Stated task — For the copy, please give all of the data again exactly and leave the pictures out.
....
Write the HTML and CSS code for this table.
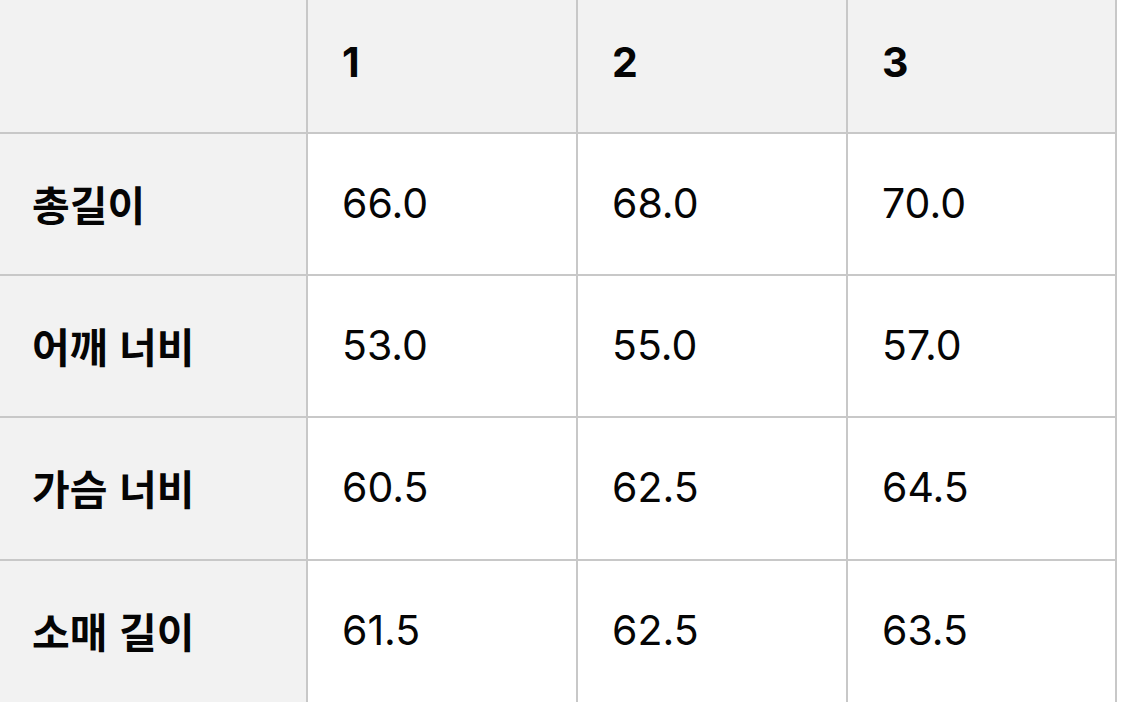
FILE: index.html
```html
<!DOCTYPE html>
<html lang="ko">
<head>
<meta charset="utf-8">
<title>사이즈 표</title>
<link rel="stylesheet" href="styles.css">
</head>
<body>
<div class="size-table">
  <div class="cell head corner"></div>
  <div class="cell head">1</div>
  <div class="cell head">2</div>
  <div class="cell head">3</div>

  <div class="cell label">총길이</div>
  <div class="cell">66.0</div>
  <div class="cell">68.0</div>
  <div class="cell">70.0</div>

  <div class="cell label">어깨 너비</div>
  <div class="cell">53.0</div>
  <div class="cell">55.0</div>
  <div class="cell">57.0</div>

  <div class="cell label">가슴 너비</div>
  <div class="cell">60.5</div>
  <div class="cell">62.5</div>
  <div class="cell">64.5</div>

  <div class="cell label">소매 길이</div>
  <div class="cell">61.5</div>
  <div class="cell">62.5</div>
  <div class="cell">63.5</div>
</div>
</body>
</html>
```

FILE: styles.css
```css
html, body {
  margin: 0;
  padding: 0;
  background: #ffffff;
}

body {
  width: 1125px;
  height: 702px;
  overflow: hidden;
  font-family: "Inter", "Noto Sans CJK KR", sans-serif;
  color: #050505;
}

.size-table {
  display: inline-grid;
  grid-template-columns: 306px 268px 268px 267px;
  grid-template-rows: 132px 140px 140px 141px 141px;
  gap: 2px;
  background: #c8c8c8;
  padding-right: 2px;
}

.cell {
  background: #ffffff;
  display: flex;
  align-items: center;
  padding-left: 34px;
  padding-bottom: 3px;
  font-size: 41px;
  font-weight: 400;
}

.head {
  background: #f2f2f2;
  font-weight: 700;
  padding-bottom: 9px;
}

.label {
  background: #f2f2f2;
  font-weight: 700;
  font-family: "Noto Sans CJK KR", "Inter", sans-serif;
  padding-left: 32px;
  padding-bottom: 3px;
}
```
....
Reply to the exercise —
Write the HTML and CSS code for this table.
FILE: index.html
```html
<!DOCTYPE html>
<html lang="ko">
<head>
<meta charset="utf-8">
<title>사이즈 표</title>
<link rel="stylesheet" href="styles.css">
</head>
<body>
<div class="size-table">
  <div class="cell head corner"></div>
  <div class="cell head">1</div>
  <div class="cell head">2</div>
  <div class="cell head">3</div>

  <div class="cell label">총길이</div>
  <div class="cell">66.0</div>
  <div class="cell">68.0</div>
  <div class="cell">70.0</div>

  <div class="cell label">어깨 너비</div>
  <div class="cell">53.0</div>
  <div class="cell">55.0</div>
  <div class="cell">57.0</div>

  <div class="cell label">가슴 너비</div>
  <div class="cell">60.5</div>
  <div class="cell">62.5</div>
  <div class="cell">64.5</div>

  <div class="cell label">소매 길이</div>
  <div class="cell">61.5</div>
  <div class="cell">62.5</div>
  <div class="cell">63.5</div>
</div>
</body>
</html>
```

FILE: styles.css
```css
html, body {
  margin: 0;
  padding: 0;
  background: #ffffff;
}

body {
  width: 1125px;
  height: 702px;
  overflow: hidden;
  font-family: "Inter", "Noto Sans CJK KR", sans-serif;
  color: #050505;
}

.size-table {
  display: inline-grid;
  grid-template-columns: 306px 268px 268px 267px;
  grid-template-rows: 132px 140px 140px 141px 141px;
  gap: 2px;
  background: #c8c8c8;
  padding-right: 2px;
}

.cell {
  background: #ffffff;
  display: flex;
  align-items: center;
  padding-left: 34px;
  padding-bottom: 3px;
  font-size: 41px;
  font-weight: 400;
}

.head {
  background: #f2f2f2;
  font-weight: 700;
  padding-bottom: 9px;
}

.label {
  background: #f2f2f2;
  font-weight: 700;
  font-family: "Noto Sans CJK KR", "Inter", sans-serif;
  padding-left: 32px;
  padding-bottom: 3px;
}
```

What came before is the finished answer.